— START OF Stored data —

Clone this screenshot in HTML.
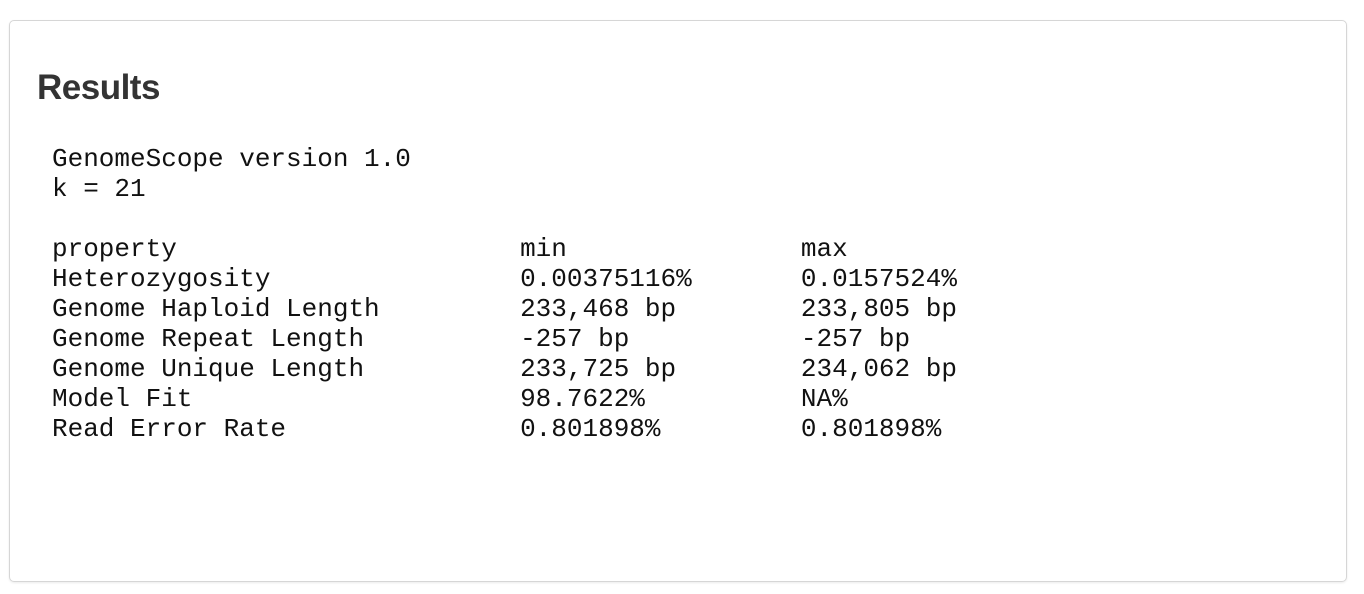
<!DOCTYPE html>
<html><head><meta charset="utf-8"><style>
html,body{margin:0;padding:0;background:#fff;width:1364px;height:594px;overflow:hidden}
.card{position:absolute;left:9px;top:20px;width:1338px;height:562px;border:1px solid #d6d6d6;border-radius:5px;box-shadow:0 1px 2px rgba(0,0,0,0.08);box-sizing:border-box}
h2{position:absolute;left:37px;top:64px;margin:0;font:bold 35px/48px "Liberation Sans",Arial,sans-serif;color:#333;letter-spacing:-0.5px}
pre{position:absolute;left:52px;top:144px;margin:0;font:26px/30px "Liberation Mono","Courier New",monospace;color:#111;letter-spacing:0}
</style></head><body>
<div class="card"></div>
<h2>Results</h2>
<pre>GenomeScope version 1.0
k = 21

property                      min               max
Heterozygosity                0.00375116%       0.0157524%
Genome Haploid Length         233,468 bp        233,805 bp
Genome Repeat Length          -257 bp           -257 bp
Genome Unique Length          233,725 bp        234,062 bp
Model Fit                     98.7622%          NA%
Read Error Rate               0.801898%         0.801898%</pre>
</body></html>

— END OF Stored data —

Quote the listing above in full, except for the pictures.

Clone this screenshot in HTML.
<!DOCTYPE html>
<html><head><meta charset="utf-8"><style>
html,body{margin:0;padding:0;background:#fff;width:1364px;height:594px;overflow:hidden}
.card{position:absolute;left:9px;top:20px;width:1338px;height:562px;border:1px solid #d6d6d6;border-radius:5px;box-shadow:0 1px 2px rgba(0,0,0,0.08);box-sizing:border-box}
h2{position:absolute;left:37px;top:64px;margin:0;font:bold 35px/48px "Liberation Sans",Arial,sans-serif;color:#333;letter-spacing:-0.5px}
pre{position:absolute;left:52px;top:144px;margin:0;font:26px/30px "Liberation Mono","Courier New",monospace;color:#111;letter-spacing:0}
</style></head><body>
<div class="card"></div>
<h2>Results</h2>
<pre>GenomeScope version 1.0
k = 21

property                      min               max
Heterozygosity                0.00375116%       0.0157524%
Genome Haploid Length         233,468 bp        233,805 bp
Genome Repeat Length          -257 bp           -257 bp
Genome Unique Length          233,725 bp        234,062 bp
Model Fit                     98.7622%          NA%
Read Error Rate               0.801898%         0.801898%</pre>
</body></html>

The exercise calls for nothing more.